BYD has made a name for itself with ultra-low-cost EVs like the Seagull, which starts at under $10,000 in China. In overseas markets, like Mexico, it’s sold as the Dolphin Mini and starts at around 358,800 pesos, or around $20,000.

BYD-overseas-EV-sales
BYD Seagull EV (Dolphin Mini) testing in Brazil (Source: BYD)

The world’s largest EV maker is quickly expanding into new segments with pickup trucks, smart SUVs, luxury models, and electric supercars rolling out.

Last week, BYD launched the Yangwang U7, its first ultra-luxury electric sedan. With four electric motors, the U7 packs 1,287 horsepower, good for a 0 to 62 mph (0 to 100 km/h) sprint in just 2.9 seconds. It also has up to 720 km (447 miles) CLTC driving range.

BYD's-ultra-luxury-EV-sedan
BYD Yangwang U7 ultra-luxury electric sedan (Source: Yangwang)

The Porsche Panamera-size EV is loaded with BYD’s top-tier “God’s Eye” A advanced driving assistance system, DiPilot 600, and a host of other premium features. All of that, and it starts at just just 628,000 yuan ($87,700).

In Europe, BYD is aggressively expanding with new vehicles tailored to buyers in the region, like the Sealion 7 midsize SUV and Atto 2. It’s also expected to launch the low-cost Seagull EV in Europe later this year or early 2026 as the “Dolphin Surf.”

BYD-overseas-EV-sales
BYD’s wide-reaching electric vehicle portfolio (Source: BYD)

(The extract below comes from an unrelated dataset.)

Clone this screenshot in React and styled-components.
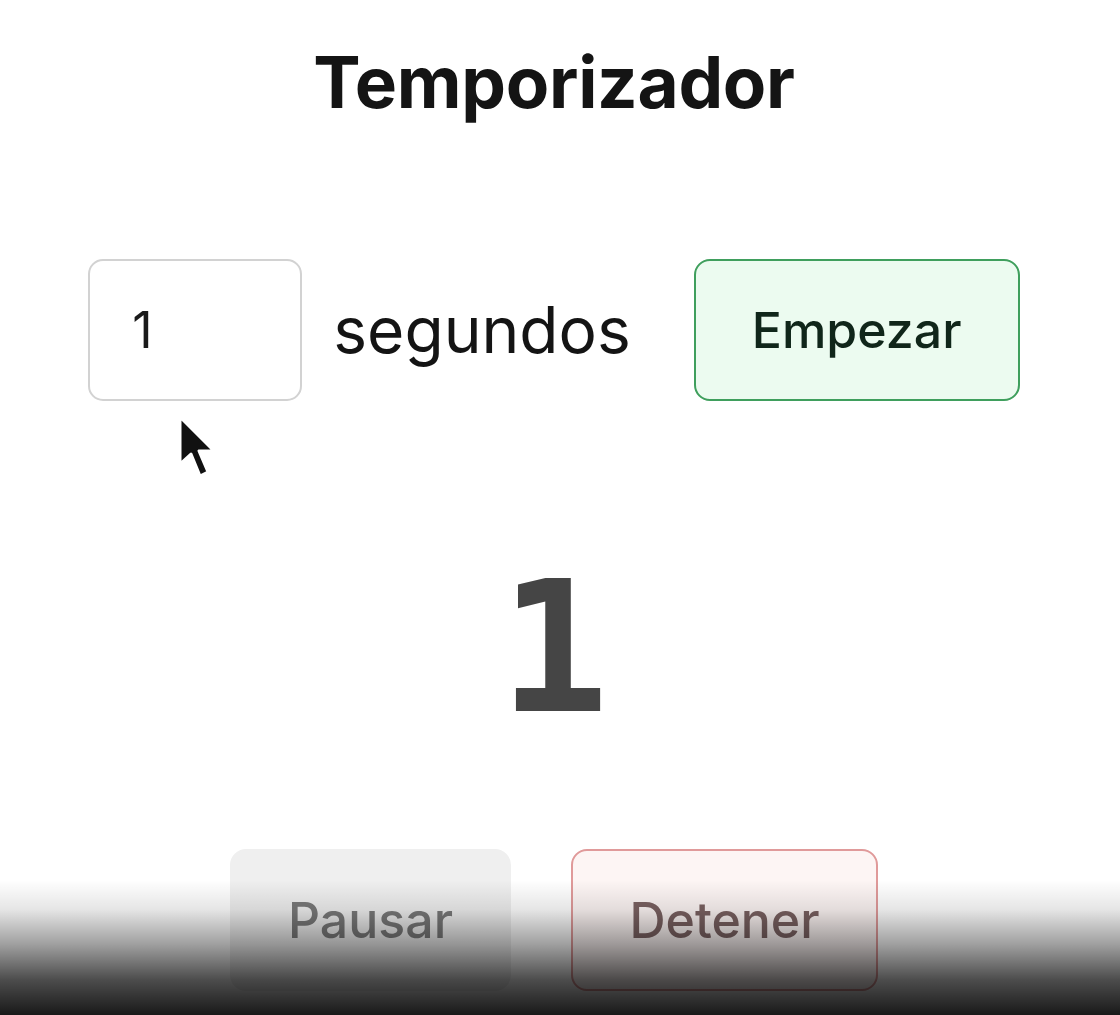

According to S&P Global Mobility, BYD’s sales are expected to double in Europe this year to around 186,000. By 2029, that number could reach 400,000 or more.

BYD outsold Honda and Nissan in 2024. As it aims to sell 5.5 million vehicles this year, BYD could be on track to surpass Ford in global sales this year. BYD also aims to sell over 800,000 EVs overseas in 2025, double the number it sold last year.